In a candid interview with an Arab weekly, a Muslim appointed by George W. Bush to a religious freedom panel charged the president’s policies are driven by a Christian, religious fundamentalism from the colonial era and urged that Bush not be re-elected.

Professor Khaled Abou El Fadl, originally of Egypt, was appointed by President George W. Bush to the U.S. Commission on International Religious Freedom, an independent panel established by Congress that makes policy recommendations to the president and secretary of state.

Dr. Khaled Abou El Fadl

A visiting professor at Yale Law School and a full professor of law at the UCLA School of Law, El Fadl told the Egyptian government weekly, October, that he had warned Muslim groups in the U.S. Bush “is a Christian religious fundamentalist and that the group around him, of the likes of [Deputy Defense Secretary] Paul Wolfowitz and others, hold the same beliefs that accompanied colonialism’s entrance to the Muslim countries in the 19th century.”

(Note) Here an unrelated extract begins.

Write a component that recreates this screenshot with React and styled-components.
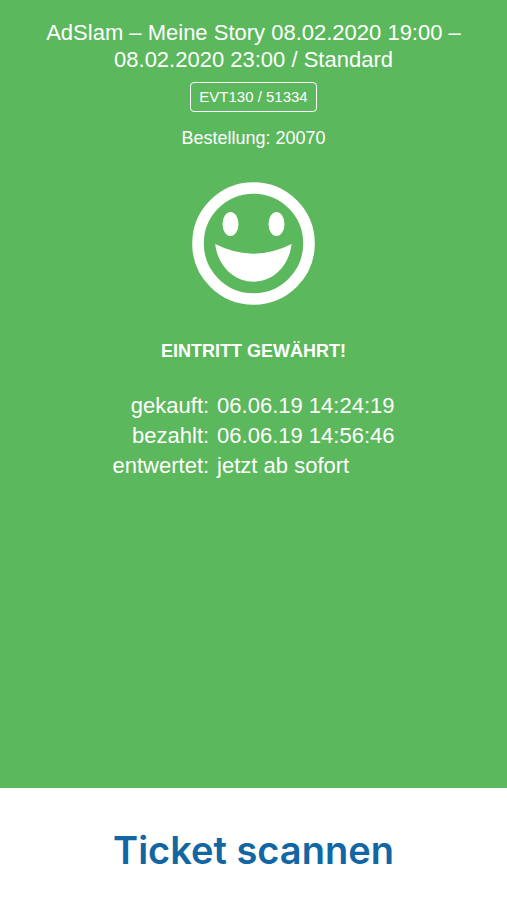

Interview excerpts were published by the Washington, D.C.-based Middle East Media Research Insitute.

El Fadl called the U.S. response to the Taliban regime after the Sept. 11, 2001, terrorist attacks a “raid on Afghanistan”

He said there “were at first some hesitations in the American administration,” but when the campaign “was carried out, it cost much less than they expected, and this spurred them on, in a way reminiscent of intoxication and drunkenness, to start thinking of invading Iraq, Syria, and Iran, and of changing the map of the region.”

The professor said during the 2000 presidential campaign, he warned U.S. Islamic groups not to side with Bush.

“Unfortunately, because of shortsightedness and ignorance, the Islamic organizations helped Bush reach the White House,” he said. “I met with many leaders of these organizations, and I told them that I have known Bush well since he was governor of Texas, where I live, and I am familiar with his bad policy, which does not bode well.”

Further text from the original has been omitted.